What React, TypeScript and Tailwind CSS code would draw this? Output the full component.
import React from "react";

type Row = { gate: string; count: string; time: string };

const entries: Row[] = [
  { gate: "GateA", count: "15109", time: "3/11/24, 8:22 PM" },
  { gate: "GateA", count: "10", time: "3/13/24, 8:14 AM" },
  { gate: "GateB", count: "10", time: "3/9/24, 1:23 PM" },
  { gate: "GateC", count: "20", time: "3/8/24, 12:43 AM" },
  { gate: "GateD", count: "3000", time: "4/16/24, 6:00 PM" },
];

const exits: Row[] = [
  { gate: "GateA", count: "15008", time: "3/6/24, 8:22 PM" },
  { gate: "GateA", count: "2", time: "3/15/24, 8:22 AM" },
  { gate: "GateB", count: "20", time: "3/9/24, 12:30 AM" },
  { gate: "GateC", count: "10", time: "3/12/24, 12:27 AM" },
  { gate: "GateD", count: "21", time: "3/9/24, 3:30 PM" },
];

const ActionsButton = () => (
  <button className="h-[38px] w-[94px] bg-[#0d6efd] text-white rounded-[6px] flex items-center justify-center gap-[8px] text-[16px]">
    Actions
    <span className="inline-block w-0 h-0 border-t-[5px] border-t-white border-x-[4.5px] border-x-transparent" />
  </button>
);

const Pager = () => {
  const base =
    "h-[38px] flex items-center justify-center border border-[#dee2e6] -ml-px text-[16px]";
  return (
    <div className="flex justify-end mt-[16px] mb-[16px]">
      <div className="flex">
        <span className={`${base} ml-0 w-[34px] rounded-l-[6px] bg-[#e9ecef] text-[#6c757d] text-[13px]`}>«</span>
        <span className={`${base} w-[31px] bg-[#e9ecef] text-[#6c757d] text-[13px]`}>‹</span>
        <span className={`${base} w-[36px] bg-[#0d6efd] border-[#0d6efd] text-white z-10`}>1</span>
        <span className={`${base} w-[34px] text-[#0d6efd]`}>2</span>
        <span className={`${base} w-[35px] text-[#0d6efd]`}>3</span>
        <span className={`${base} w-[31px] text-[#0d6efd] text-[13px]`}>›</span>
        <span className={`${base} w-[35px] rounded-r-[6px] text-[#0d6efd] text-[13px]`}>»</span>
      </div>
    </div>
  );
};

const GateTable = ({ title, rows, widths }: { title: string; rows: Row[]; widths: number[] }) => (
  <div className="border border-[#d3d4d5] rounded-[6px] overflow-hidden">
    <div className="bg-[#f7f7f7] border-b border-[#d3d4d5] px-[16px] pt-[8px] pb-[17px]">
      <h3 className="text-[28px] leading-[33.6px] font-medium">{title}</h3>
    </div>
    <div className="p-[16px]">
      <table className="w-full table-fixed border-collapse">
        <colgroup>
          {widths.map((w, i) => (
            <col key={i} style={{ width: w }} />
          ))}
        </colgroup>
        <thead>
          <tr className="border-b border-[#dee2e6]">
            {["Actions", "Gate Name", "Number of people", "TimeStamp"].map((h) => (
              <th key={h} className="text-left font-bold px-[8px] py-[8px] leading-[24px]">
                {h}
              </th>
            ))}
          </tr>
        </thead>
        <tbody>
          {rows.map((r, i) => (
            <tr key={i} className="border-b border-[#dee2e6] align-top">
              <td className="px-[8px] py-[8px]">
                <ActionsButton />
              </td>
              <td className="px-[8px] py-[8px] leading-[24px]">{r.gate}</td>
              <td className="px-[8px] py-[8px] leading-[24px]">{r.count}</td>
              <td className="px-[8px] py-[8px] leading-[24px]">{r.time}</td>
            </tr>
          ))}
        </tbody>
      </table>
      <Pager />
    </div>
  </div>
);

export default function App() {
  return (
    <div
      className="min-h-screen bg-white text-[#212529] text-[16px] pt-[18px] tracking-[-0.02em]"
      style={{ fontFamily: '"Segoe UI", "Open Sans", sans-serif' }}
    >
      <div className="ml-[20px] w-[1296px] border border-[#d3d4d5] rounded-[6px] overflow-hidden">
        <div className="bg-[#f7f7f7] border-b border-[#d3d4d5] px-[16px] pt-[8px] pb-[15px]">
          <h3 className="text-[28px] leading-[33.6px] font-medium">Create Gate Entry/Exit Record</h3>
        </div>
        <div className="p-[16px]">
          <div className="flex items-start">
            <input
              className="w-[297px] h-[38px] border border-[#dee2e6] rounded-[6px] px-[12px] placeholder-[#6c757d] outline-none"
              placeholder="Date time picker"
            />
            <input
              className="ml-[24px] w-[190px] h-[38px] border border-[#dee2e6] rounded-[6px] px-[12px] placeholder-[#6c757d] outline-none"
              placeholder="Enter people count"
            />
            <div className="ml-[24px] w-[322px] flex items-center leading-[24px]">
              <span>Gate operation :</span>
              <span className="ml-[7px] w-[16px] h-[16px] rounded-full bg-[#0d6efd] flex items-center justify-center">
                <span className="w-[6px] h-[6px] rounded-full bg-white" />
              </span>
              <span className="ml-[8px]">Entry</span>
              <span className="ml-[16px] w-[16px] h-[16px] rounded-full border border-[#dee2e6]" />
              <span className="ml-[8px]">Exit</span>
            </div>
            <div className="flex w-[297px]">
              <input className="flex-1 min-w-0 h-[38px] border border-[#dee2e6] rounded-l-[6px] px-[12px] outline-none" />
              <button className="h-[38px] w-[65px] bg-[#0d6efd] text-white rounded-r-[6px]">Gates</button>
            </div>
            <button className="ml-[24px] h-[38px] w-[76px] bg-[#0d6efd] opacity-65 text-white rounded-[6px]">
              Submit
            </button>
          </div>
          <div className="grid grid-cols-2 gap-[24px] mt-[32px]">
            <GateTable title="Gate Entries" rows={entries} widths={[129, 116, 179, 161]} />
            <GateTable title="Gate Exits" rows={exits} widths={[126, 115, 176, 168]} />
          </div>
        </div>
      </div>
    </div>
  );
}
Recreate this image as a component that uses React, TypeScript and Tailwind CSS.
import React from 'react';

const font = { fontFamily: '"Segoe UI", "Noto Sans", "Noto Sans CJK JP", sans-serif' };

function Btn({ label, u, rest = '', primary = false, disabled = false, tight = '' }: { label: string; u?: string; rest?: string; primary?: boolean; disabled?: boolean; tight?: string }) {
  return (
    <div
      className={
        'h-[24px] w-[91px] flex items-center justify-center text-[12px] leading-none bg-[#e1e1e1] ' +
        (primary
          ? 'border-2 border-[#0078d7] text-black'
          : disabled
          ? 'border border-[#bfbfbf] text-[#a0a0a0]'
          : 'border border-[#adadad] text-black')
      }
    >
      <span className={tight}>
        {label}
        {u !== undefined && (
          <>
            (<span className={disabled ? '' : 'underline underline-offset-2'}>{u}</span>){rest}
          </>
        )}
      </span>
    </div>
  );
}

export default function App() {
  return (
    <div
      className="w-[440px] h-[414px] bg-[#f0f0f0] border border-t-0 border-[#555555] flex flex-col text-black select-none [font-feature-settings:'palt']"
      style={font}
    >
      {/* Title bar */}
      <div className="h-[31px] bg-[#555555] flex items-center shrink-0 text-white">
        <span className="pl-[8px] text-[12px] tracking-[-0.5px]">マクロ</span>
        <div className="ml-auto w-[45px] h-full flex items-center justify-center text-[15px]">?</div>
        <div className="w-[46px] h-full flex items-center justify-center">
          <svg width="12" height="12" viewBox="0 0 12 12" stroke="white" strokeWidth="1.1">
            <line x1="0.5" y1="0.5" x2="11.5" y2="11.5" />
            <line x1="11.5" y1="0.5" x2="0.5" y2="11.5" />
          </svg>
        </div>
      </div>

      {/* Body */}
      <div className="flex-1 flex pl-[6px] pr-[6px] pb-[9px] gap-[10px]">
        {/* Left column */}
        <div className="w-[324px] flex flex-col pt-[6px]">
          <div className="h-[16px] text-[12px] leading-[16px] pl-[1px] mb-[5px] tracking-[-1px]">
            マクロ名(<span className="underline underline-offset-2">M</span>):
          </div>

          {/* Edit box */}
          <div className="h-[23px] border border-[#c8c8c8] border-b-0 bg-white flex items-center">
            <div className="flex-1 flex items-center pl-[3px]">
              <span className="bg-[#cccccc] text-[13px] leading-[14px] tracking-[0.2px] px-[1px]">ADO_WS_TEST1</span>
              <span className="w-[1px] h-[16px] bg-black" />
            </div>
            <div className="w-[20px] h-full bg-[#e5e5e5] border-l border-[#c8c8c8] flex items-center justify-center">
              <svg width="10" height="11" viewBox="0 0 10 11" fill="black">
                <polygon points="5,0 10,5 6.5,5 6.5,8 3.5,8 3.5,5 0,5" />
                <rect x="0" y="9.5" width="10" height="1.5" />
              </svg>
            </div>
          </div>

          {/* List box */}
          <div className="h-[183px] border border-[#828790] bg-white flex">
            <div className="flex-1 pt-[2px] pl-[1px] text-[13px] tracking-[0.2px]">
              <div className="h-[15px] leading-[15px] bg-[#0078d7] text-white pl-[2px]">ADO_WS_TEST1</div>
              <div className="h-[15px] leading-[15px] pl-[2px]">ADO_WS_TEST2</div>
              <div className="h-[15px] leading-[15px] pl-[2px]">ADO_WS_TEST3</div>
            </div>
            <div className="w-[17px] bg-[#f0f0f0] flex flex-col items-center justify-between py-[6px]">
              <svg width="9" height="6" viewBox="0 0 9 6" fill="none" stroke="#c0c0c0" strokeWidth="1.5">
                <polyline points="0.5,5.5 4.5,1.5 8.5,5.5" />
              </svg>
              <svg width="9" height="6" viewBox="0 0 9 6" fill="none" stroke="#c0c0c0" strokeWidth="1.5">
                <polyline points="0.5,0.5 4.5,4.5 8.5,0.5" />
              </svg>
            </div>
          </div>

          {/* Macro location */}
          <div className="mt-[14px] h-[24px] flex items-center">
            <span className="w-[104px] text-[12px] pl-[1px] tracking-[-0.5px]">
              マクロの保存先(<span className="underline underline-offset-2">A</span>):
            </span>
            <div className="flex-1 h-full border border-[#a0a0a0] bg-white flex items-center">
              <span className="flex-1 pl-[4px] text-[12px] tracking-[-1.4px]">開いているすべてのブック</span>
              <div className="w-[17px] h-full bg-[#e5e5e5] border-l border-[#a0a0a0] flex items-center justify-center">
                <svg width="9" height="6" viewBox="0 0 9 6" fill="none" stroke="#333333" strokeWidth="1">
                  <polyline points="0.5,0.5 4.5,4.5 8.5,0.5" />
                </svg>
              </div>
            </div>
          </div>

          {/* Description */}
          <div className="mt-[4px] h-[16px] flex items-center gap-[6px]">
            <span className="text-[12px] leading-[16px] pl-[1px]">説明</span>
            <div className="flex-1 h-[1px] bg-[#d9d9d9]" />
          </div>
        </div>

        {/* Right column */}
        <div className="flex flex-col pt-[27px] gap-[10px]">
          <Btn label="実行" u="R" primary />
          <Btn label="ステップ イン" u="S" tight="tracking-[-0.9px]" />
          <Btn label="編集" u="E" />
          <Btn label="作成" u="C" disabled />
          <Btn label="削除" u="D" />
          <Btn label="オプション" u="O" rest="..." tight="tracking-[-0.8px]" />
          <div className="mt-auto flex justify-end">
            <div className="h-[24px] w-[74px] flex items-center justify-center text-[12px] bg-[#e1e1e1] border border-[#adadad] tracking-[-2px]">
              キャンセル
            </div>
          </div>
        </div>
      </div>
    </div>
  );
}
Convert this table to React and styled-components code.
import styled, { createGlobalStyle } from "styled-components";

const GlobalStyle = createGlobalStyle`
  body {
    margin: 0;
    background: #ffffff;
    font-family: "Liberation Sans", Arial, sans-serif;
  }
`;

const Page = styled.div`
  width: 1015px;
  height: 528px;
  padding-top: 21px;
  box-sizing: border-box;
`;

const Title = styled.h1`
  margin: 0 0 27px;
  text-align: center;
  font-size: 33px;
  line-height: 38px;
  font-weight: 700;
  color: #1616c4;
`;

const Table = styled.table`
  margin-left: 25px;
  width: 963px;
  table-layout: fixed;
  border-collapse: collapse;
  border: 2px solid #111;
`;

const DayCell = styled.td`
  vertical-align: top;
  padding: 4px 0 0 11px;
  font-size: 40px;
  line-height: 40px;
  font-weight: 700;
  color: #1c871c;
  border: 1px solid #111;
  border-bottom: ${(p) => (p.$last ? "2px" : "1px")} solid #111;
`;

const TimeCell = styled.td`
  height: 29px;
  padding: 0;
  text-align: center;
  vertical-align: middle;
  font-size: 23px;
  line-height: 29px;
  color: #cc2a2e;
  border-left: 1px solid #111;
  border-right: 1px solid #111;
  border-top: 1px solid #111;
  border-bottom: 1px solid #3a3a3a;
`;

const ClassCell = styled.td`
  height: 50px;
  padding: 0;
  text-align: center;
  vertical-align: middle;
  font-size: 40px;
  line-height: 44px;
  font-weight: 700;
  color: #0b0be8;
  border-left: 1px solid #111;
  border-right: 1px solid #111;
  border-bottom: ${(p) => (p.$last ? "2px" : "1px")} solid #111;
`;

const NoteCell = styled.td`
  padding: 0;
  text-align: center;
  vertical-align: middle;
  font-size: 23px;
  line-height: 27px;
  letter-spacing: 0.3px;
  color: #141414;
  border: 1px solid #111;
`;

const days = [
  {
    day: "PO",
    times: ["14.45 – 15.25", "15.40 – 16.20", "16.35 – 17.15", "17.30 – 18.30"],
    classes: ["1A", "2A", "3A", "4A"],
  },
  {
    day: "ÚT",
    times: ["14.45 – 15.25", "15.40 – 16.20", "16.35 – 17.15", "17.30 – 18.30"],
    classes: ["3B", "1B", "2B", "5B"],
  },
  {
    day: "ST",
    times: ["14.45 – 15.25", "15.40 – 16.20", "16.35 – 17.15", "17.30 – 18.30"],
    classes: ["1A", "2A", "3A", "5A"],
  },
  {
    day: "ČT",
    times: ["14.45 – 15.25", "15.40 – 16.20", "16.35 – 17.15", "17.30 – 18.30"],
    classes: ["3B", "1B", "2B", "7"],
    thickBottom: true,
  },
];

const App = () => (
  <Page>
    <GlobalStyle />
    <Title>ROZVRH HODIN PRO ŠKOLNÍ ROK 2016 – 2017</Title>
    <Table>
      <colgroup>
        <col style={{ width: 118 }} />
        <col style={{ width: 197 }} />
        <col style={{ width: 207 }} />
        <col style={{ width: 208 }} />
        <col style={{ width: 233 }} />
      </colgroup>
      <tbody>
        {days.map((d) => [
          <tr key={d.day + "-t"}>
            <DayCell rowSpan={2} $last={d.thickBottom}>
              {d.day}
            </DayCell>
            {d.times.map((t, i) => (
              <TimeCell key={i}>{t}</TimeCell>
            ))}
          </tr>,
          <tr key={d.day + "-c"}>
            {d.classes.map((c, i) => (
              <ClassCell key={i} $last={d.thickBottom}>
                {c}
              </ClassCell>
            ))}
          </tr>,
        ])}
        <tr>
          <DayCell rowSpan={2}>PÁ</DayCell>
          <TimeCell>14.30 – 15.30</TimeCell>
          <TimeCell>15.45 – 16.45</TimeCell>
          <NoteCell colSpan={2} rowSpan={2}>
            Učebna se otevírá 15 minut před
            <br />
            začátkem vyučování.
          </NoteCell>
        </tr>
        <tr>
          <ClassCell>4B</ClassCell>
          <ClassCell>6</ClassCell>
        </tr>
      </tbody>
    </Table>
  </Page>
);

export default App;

------------------------------

**Given request:** Stop after the line containing "string; count: string;": print exactly the lines from the start of the entries above up to it, that line included.

**Answer to the problem:**
What React, TypeScript and Tailwind CSS code would draw this? Output the full component.
import React from "react";

type Row = { gate: string; count: string; time: string };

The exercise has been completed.